I’ll never forget the day I told old man Moran that I wanted to go to college at Berkeley.  It was nineteen eighty-nine (a number, another summer) and I said it just to see if I could get a rise out of the oldster by naming a school as far away from Brooklyn as I could think of.  His craggy face crumpled up as if he’d suffered sudden-onset gastric distress and Moran (who’d left Brooklyn exactly once in his life to attend Basic Training before going island-hopping across the Pacific) spat: “Berkeley?  Berkeley?  That friggin’ place makes Woodstock look like friggin’ Parris Island.”


It’s a real shame that he passed a few years ago (rest well, sir,) because I would’ve loved to see the look on his face when I told him that I’d been invited to help teach a class at Berkeley’s Haas School (thanks, Terry!)  I would’ve made sure to tell the old man that people were nude moonbathing or some such nonsense.  He would’ve eaten it up.


Anyhow, the whole thing was a blast and the kids were pretty sharp.  The lesson for the day was (insert moment of reverence here): The Yale Case.  For those who haven’t actually seen the HBS case in question, it’s basically a 20-page precursor to David Swensen’s seminal opus, Pioneering Portfolio Management; it lays out how Yale was able to generate returns that became the envy of the investment world.


Of course, people read the case (or the book) and their response was: we gotta get us some of that illiquid private stuff!  You could say that the case study laid the intellectual groundwork for the PE boom.  But hey, I’m not complaining; after all, it laid the groundwork for me having a job . . . 


So there I was talking about how so many people had taken away the wrong message from the book.  The message wasn’t necessarily “do private equity” (or do anything else specific in the book for that matter),” but rather, the message was: “if you’re going to do any of this stuff, you’ve got to do it well!”  I mean, look at page 20 of the 2007 Endowment report.  Those cats added $11 billion over the trailing 10 years relative to their composite benchmark.  Now that’s execution!  And execution is critical because the meager (sometimes nonexistent) compensation you typically get for straying from plain vanilla US equity falls far short of compensating you for the risk, illiquidity, and brain drain of playing in those funky asset classes.

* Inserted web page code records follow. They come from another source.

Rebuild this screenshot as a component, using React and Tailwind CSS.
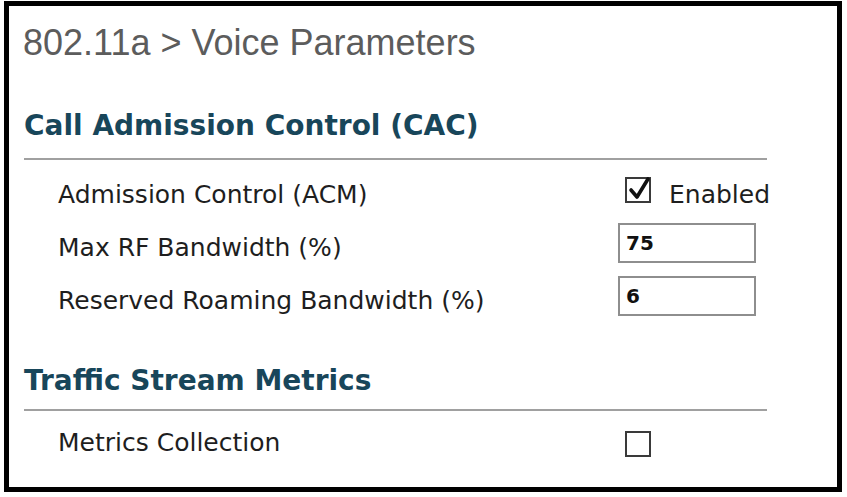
import React from "react";

function Check({ checked }) {
  return (
    <span className="relative w-[26px] h-[26px] border-2 border-[#3a3a3a] bg-white block">
      {checked && (
        <svg className="absolute -top-[3px] left-[1px]" width="24" height="26" viewBox="0 0 24 26">
          <path d="M3 14 L9 21 L20 3" fill="none" stroke="#111" strokeWidth="3.6" strokeLinejoin="round" strokeLinecap="round" />
        </svg>
      )}
    </span>
  );
}

function Field({ value }) {
  return (
    <div className="w-[138px] h-[40px] border-2 border-[#8e8e8e] px-[6px] flex items-center text-[20px] font-bold text-[#111]">
      {value}
    </div>
  );
}

function Row({ label, children }) {
  return (
    <div className="flex items-center h-[53px] pl-[35px]">
      <div className="w-[560px] text-[25px] text-[#1e1e1e]">{label}</div>
      <div className="flex items-center mb-[9px]">{children}</div>
    </div>
  );
}

function Section({ title, pad }) {
  return (
    <div className={"ml-[1px] border-b-2 border-[#a0a0a0] w-[743px] " + (pad ? "pb-[16px]" : "pb-[12px]")}>
      <h2 className="text-[28px] font-bold text-[#18465a] leading-[32px]">{title}</h2>
    </div>
  );
}

export default function App() {
  return (
    <div className="w-[847px] h-[497px] bg-white pt-[1px] pl-[4px]" style={{ fontFamily: "'DejaVu Sans', Verdana, sans-serif" }}>
      <div className="w-[838px] h-[491px] border-[5px] border-black pl-[14px] pt-[17px]">
        <h1 className="text-[36px] text-[#5c5c5c] leading-[40px]" style={{ fontFamily: "'Liberation Sans', Arial, sans-serif" }}>
          802.11a &gt; Voice Parameters
        </h1>
        <div className="mt-[47px]">
          <Section title="Call Admission Control (CAC)" pad />
        </div>
        <div className="mt-[8px]">
          <Row label="Admission Control (ACM)">
            <div className="ml-[7px] flex items-center gap-[18px]">
              <Check checked />
              <span className="text-[25px] text-[#1e1e1e] mt-[9px]">Enabled</span>
            </div>
          </Row>
          <Row label="Max RF Bandwidth (%)">
            <Field value="75" />
          </Row>
          <Row label="Reserved Roaming Bandwidth (%)">
            <Field value="6" />
          </Row>
        </div>
        <div className="mt-[38px]">
          <Section title="Traffic Stream Metrics" />
        </div>
        <div className="mt-[5px]">
          <Row label="Metrics Collection">
            <div className="ml-[7px] mt-[12px]">
              <Check />
            </div>
          </Row>
        </div>
      </div>
    </div>
  );
}
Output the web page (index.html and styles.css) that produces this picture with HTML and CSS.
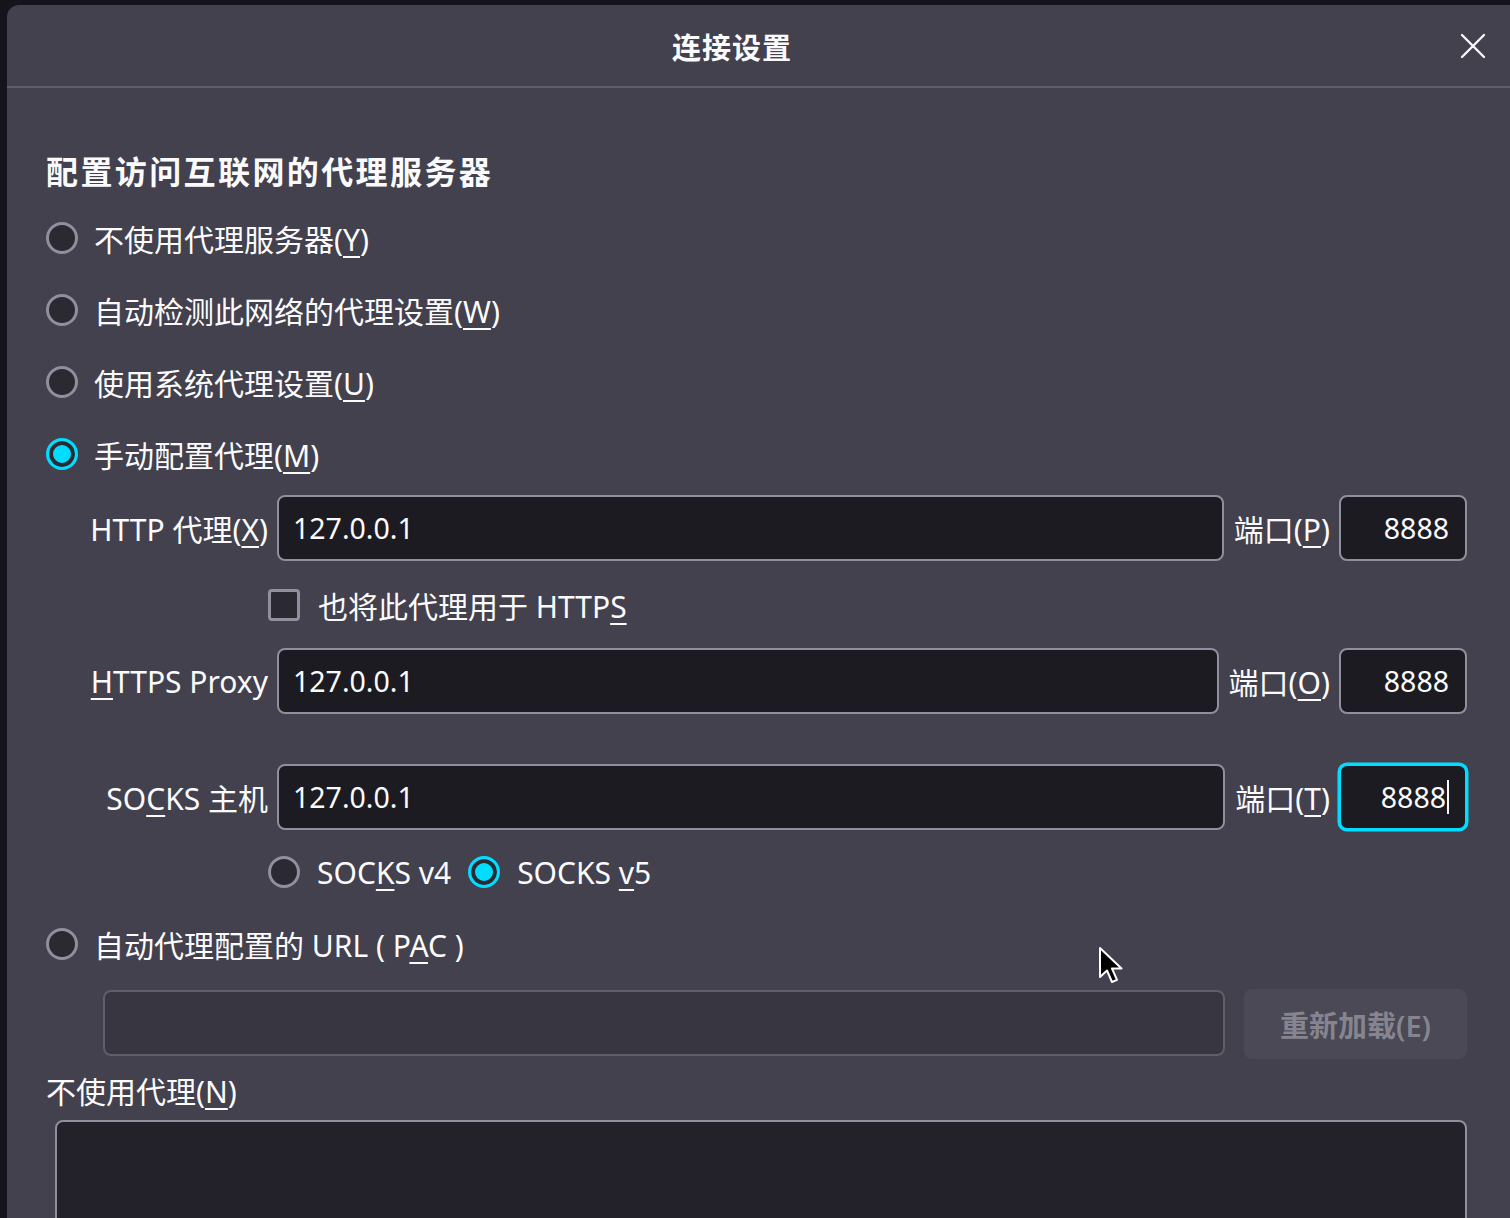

But then I started thinking about it and realized that for most people there’s no functional difference between, “do this,” and, “do this well.”  Why?  Because over 80% of drivers think they’re better than average on the road; most people have a positive bias to their self-image.  Come on, if Swensen can put up Top Quartile numbers, why can’t I?  After all, I’m good enough, I’m smart enough, and doggone it, people like me!


Of course, that’s private equity’s analogue to the preponderance of drivers thinking they’re better than the average bear: the comically-large cohort of managers who claim to be top quartile.  In fact, I’ve been wondering lately if someone should start a top quartile verification service that would provide seals of approval for pitchbooks (or maybe special gold stars to sprinkle liberally in track record sections of PPMs).  Not that it matters: the opportunity costs are so high (particularly today) that being top quartile likely won’t even begin to cover those high opportunity costs.


So the more I noodled on it, the more I thought that maybe Pioneering Portfolio Management should come with a disclaimer: don’t try this at home.  Of course, trying this at home was exactly what the next book was about.